The move came as it emerged that the Secretary of State for Transport has approached Brunswick, one of the best known firms of spin doctors in the City, to advise him in his dispute with the Railtrack board.

Brunswick was until recently public relations adviser to Railtrack and its chairman, Alan Parker, is the son of the former British Rail chairman, Sir Peter Parker.

The £370m in cash is worth 70p a share to Railtrack investors. But Railtrack is demanding 360p a share, or £1.85bn, in compensation from the Government after it put the the network operator into bankruptcy. Steve Marshall, Railtrack's chief executive, indicated that in return the company would drop the threat of legal action against the Government.

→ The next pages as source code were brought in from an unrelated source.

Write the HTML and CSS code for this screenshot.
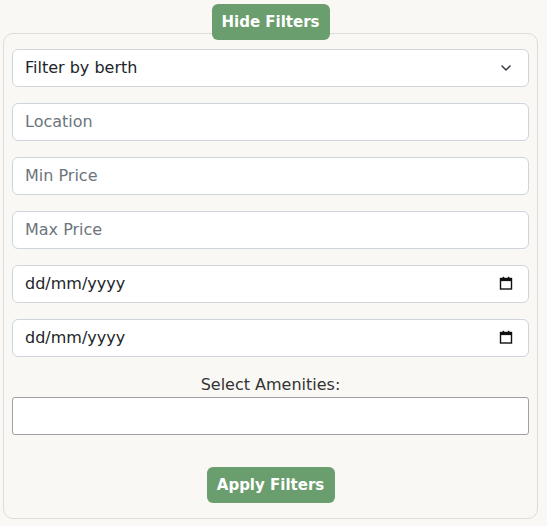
FILE: index.html
```html
<!DOCTYPE html>
<html lang="en">
<head>
<meta charset="utf-8">
<title>Filters</title>
<link rel="stylesheet" href="styles.css">
</head>
<body>
<div class="wrap">
  <button class="btn btn-toggle" type="button">Hide Filters</button>
  <form class="panel">
    <div class="select-wrap">
      <select class="field select">
        <option>Filter by berth</option>
      </select>
      <svg class="chevron" width="12" height="8" viewBox="0 0 12 8"><path d="M2 2 L6 6 L10 2" fill="none" stroke="#343a40" stroke-width="1.5" stroke-linecap="round" stroke-linejoin="round"/></svg>
    </div>
    <input class="field" type="text" placeholder="Location">
    <input class="field" type="text" placeholder="Min Price">
    <input class="field" type="text" placeholder="Max Price">
    <div class="field date">
      <span>dd/mm/yyyy</span>
      <svg class="cal" width="14" height="14" viewBox="0 0 14 14"><rect x="1.5" y="2.5" width="11" height="10.5" fill="none" stroke="#111" stroke-width="1.4"/><rect x="1.5" y="2.5" width="11" height="2.6" fill="#111"/><rect x="3.6" y="0.8" width="1.6" height="2.4" fill="#111"/><rect x="8.8" y="0.8" width="1.6" height="2.4" fill="#111"/></svg>
    </div>
    <div class="field date">
      <span>dd/mm/yyyy</span>
      <svg class="cal" width="14" height="14" viewBox="0 0 14 14"><rect x="1.5" y="2.5" width="11" height="10.5" fill="none" stroke="#111" stroke-width="1.4"/><rect x="1.5" y="2.5" width="11" height="2.6" fill="#111"/><rect x="3.6" y="0.8" width="1.6" height="2.4" fill="#111"/><rect x="8.8" y="0.8" width="1.6" height="2.4" fill="#111"/></svg>
    </div>
    <div class="amenities">
      <label class="amen-label">Select Amenities:</label>
      <div class="amen-box"></div>
    </div>
    <button class="btn btn-apply" type="button">Apply Filters</button>
  </form>
</div>
</body>
</html>
```
FILE: styles.css
```css
* { box-sizing: border-box; }
html, body { margin: 0; padding: 0; }
body {
  background: #f9f8f4;
  font-family: "DejaVu Sans", "Noto Sans", sans-serif;
  color: #333;
}
.wrap {
  width: 535px;
  margin-left: 3px;
  padding-top: 4px;
  display: flex;
  flex-direction: column;
  align-items: center;
}
.btn {
  background: #6b9e6e;
  color: #fff;
  border: none;
  border-radius: 6px;
  font-family: "DejaVu Sans", sans-serif;
  font-weight: bold;
  font-size: 15px;
  height: 36px;
  padding: 0;
  white-space: nowrap;
  cursor: pointer;
}
.btn-toggle {
  position: relative;
  z-index: 1;
  margin-bottom: -7px;
  width: 118px;
}
.panel {
  width: 535px;
  border: 1px solid #dcdcdc;
  border-radius: 10px;
  padding: 15px 8px 15px;
  display: flex;
  flex-direction: column;
  gap: 16px;
  background: #f9f8f4;
}
.field {
  width: 100%;
  height: 38px;
  border: 1px solid #ced4da;
  border-radius: 6px;
  background: #fff;
  padding: 0 12px 2px;
  font-family: "DejaVu Sans", sans-serif;
  font-size: 16px;
  color: #212529;
  outline: none;
}
.field::placeholder { color: #6c757d; }
.select-wrap { position: relative; }
.select {
  appearance: none;
  -webkit-appearance: none;
  display: block;
}
.chevron {
  position: absolute;
  right: 17px;
  top: 15px;
  pointer-events: none;
}
.date {
  display: flex;
  align-items: center;
  justify-content: space-between;
  padding-right: 15px;
}
.date span { color: #212529; }
.amenities {
  display: flex;
  flex-direction: column;
  align-items: center;
}
.amen-label {
  font-size: 16px;
  line-height: 24px;
  color: #333;
}
.amen-box {
  width: 100%;
  height: 38px;
  background: #fff;
  border: 1px solid #a0a0a0;
  border-radius: 3px;
}
.btn-apply {
  align-self: center;
  margin-top: 16px;
  width: 128px;
}
```
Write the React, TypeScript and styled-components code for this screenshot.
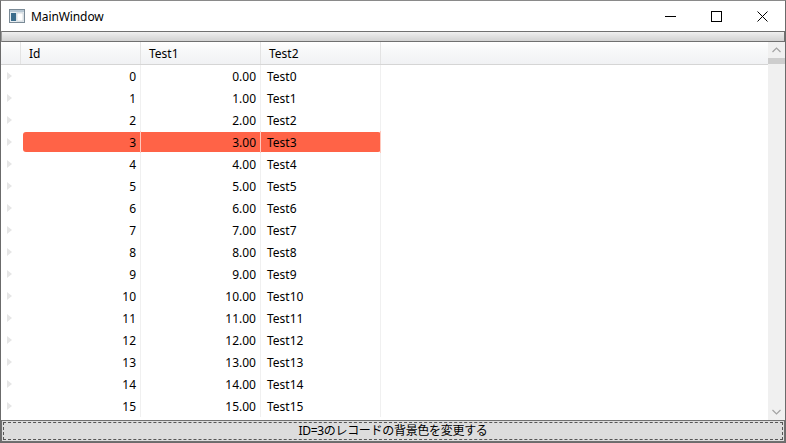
import React from "react";
import styled, { createGlobalStyle } from "styled-components";

const Global = createGlobalStyle`
  html, body { margin: 0; padding: 0; background: #ffffff; }
  body { font-family: "Noto Sans", "Noto Sans CJK JP", sans-serif; }
  * { box-sizing: border-box; }
`;

const Window = styled.div`
  width: 786px;
  height: 443px;
  display: flex;
  flex-direction: column;
  border: 1px solid #6b6b6b;
  border-top-color: #8a8a8a;
  background: #ffffff;
  overflow: hidden;
`;

const TitleBar = styled.div`
  height: 30px;
  flex: none;
  display: flex;
  align-items: center;
  background: #ffffff;
`;

const AppIcon = styled.div`
  width: 16px;
  height: 14px;
  margin-left: 8px;
  margin-right: 6px;
  display: flex;
  align-items: center;
`;

const Title = styled.div`
  font-size: 12px;
  color: #000;
  flex: 1;
  letter-spacing: -0.1px;
`;

const CaptionButton = styled.div`
  width: 46px;
  height: 30px;
  display: flex;
  align-items: center;
  justify-content: center;
`;

const TopButton = styled.div`
  height: 11px;
  flex: none;
  border: 1px solid #707070;
  border-left-color: #9a9a9a;
  background: linear-gradient(#f0f0f0, #e0e0e0 50%, #d2d2d2);
`;

const Grid = styled.div`
  flex: 1;
  display: flex;
  min-height: 0;
  background: #fff;
`;

const GridMain = styled.div`
  flex: 1;
  display: flex;
  flex-direction: column;
  min-width: 0;
  overflow: hidden;
`;

const HeaderRow = styled.div`
  height: 23px;
  flex: none;
  display: flex;
  background: linear-gradient(#ffffff, #f7f8f9 40%, #f1f2f4);
  border-bottom: 1px solid #d5d5d5;
`;

const HeaderCell = styled.div<{ $w?: number }>`
  width: ${(p) => (p.$w ? `${p.$w}px` : "auto")};
  flex: ${(p) => (p.$w ? "none" : "1")};
  border-right: ${(p) => (p.$w ? "1px solid #e3e3e3" : "none")};
  font-size: 12px;
  color: #000;
  display: flex;
  align-items: center;
  padding-left: 8px;
`;

const CornerCell = styled.div`
  width: 20px;
  flex: none;
  border-right: 1px solid #e3e3e3;
`;

const Row = styled.div`
  height: 22px;
  flex: none;
  display: flex;
`;

const RowHeader = styled.div`
  width: 20px;
  flex: none;
  display: flex;
  align-items: center;
  padding-left: 6px;
`;

const Triangle = styled.div`
  width: 0;
  height: 0;
  border-top: 4px solid transparent;
  border-bottom: 4px solid transparent;
  border-left: 5px solid #e6e6e6;
`;

const Cells = styled.div<{ $hl?: boolean }>`
  display: flex;
  position: relative;
  &::before {
    content: "";
    display: ${(p) => (p.$hl ? "block" : "none")};
    position: absolute;
    top: 1px;
    bottom: 1px;
    left: 2px;
    right: 0;
    background: #ff6347;
    border-radius: 3px;
  }
`;

const Cell = styled.div<{ $right?: boolean; $hl?: boolean }>`
  position: relative;
  width: 120px;
  height: 22px;
  flex: none;
  border-right: 1px solid ${(p) => (p.$hl ? "#ffc8bd" : "#f0f0f0")};
  font-size: 12px;
  color: #000;
  display: flex;
  align-items: center;
  justify-content: ${(p) => (p.$right ? "flex-end" : "flex-start")};
  padding: ${(p) => (p.$right ? "0 4px 0 0" : "0 0 0 6px")};
`;

const ScrollBar = styled.div`
  width: 17px;
  flex: none;
  background: #f0f0f0;
  display: flex;
  flex-direction: column;
`;

const ScrollArrow = styled.div`
  height: 16px;
  flex: none;
  display: flex;
  align-items: center;
  justify-content: center;
`;

const Thumb = styled.div`
  height: 6px;
  flex: none;
  background: #cdcdcd;
`;

const Track = styled.div`
  flex: 1;
`;

const BottomButton = styled.div`
  height: 22px;
  flex: none;
  border: 1px solid #707070;
  background: #dddddd;
  padding: 1px;
`;

const FocusRect = styled.div`
  height: 100%;
  border: 1px dashed #555;
  display: flex;
  align-items: center;
  justify-content: center;
  font-size: 12px;
  color: #000;
  line-height: 1;
  letter-spacing: -0.3px;
`;

const rows = Array.from({ length: 16 }, (_, i) => i);

export default function App() {
  return (
    <>
      <Global />
      <Window>
        <TitleBar>
          <AppIcon>
            <svg width="16" height="14" viewBox="0 0 16 14">
              <rect x="0.5" y="0.5" width="15" height="13" fill="#e8eef2" stroke="#7a8a96" />
              <rect x="1" y="1" width="14" height="2" fill="#b8c8d4" />
              <rect x="2" y="4" width="5" height="8" fill="#3c6d8c" />
              <rect x="8" y="4" width="6" height="8" fill="#ffffff" stroke="#b0bcc4" strokeWidth="0.5" />
            </svg>
          </AppIcon>
          <Title>MainWindow</Title>
          <CaptionButton>
            <svg width="11" height="11" viewBox="0 0 11 11">
              <line x1="0" y1="5.5" x2="11" y2="5.5" stroke="#000" strokeWidth="1" />
            </svg>
          </CaptionButton>
          <CaptionButton>
            <svg width="11" height="11" viewBox="0 0 11 11">
              <rect x="0.5" y="0.5" width="10" height="10" fill="none" stroke="#000" strokeWidth="1" />
            </svg>
          </CaptionButton>
          <CaptionButton>
            <svg width="11" height="11" viewBox="0 0 11 11">
              <path d="M0.5 0.5 L10.5 10.5 M10.5 0.5 L0.5 10.5" stroke="#000" strokeWidth="1" />
            </svg>
          </CaptionButton>
        </TitleBar>
        <TopButton />
        <Grid>
          <GridMain>
            <HeaderRow>
              <CornerCell />
              <HeaderCell $w={120}>Id</HeaderCell>
              <HeaderCell $w={120}>Test1</HeaderCell>
              <HeaderCell $w={120}>Test2</HeaderCell>
              <HeaderCell />
            </HeaderRow>
            {rows.map((i) => {
              const hl = i === 3;
              return (
                <Row key={i}>
                  <RowHeader>
                    <Triangle />
                  </RowHeader>
                  <Cells $hl={hl}>
                    <Cell $right $hl={hl}>{i}</Cell>
                    <Cell $right $hl={hl}>{i.toFixed(2)}</Cell>
                    <Cell $hl={hl}>{`Test${i}`}</Cell>
                  </Cells>
                </Row>
              );
            })}
          </GridMain>
          <ScrollBar>
            <ScrollArrow>
              <svg width="9" height="6" viewBox="0 0 9 6">
                <path d="M0.5 5 L4.5 1 L8.5 5" fill="none" stroke="#a3a3a3" strokeWidth="1.2" />
              </svg>
            </ScrollArrow>
            <Thumb />
            <Track />
            <ScrollArrow>
              <svg width="9" height="6" viewBox="0 0 9 6">
                <path d="M0.5 1 L4.5 5 L8.5 1" fill="none" stroke="#a3a3a3" strokeWidth="1.2" />
              </svg>
            </ScrollArrow>
          </ScrollBar>
        </Grid>
        <BottomButton>
          <FocusRect>ID=3のレコードの背景色を変更する</FocusRect>
        </BottomButton>
      </Window>
    </>
  );
}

Mr Byers last night rejected Railtrack's demand for compensation of £1.85bn, saying: "The Government is committed to spending more than £30bn of public money on the rail network over the next 10 years. But taxpayers' money, which would otherwise be spent on key public services such as schools and hospitals, as well as railways, should not be used to compensate for the poor performance of private sector companies," he added. Mr Marshall replied last night by saying that Railtrack shareholders had a "strong and compelling case", adding: "We are determined to get value for our shareholders." He also indicated that its major shareholders were very likely to begin legal action against the Government. Mr Marshall met a group of big institutional shareholders and said afterwards: "There was considerable anger expressed at the meeting."

Odey Asset Management, which owns shares worth £5m, said it had hired lawyers to sue the Government over the company's collapse and expected to win most of its money back.

Edwin Coe, a London-based law firm that specialises in shareholder claims, is planning a meeting of investors later this month and said that a class-action claim is likely to be filed against the Government, Railtrack, its financial directors and financial advisers. David Greene, a lawyer with the firm, said: "The Government's about-turn in policy is behind this sudden collapse."

The next stage in the campaign to secure more compensation for shareholders will be a meeting to discuss Railtrack's stake in the Channel Tunnel Rail Link concession, which is worth £400m, or a further 75p a share. The right to operate the first phase of the CTRL, between Folkestone and North Kent, lies with Railtrack Group, which is not in administration, unlike Railtrack plc. Mr Marshall wants the Government to enable Railtrack to run the concession or sell it to another operator. Mr Byers said: "We will assist in identifying ways in which money belonging to Railtrack Group might be made available to shareholders, but we will not provide extra funding from the taxpayer to compensate shareholders."

Earlier, going into the meeting, Mr Marshall said Railtrack's 255,000 shareholders included staff, pensioners and people with savings. He went on: "They are not fat cats. We are going to set out what we think is the right thing to be offered to them."

Under the agreement reached yesterday, the £370m held at HSBC will be made available to shareholders when the new not-for-profit company is formed. In return, Railtrack has suspended legal action against HSBC.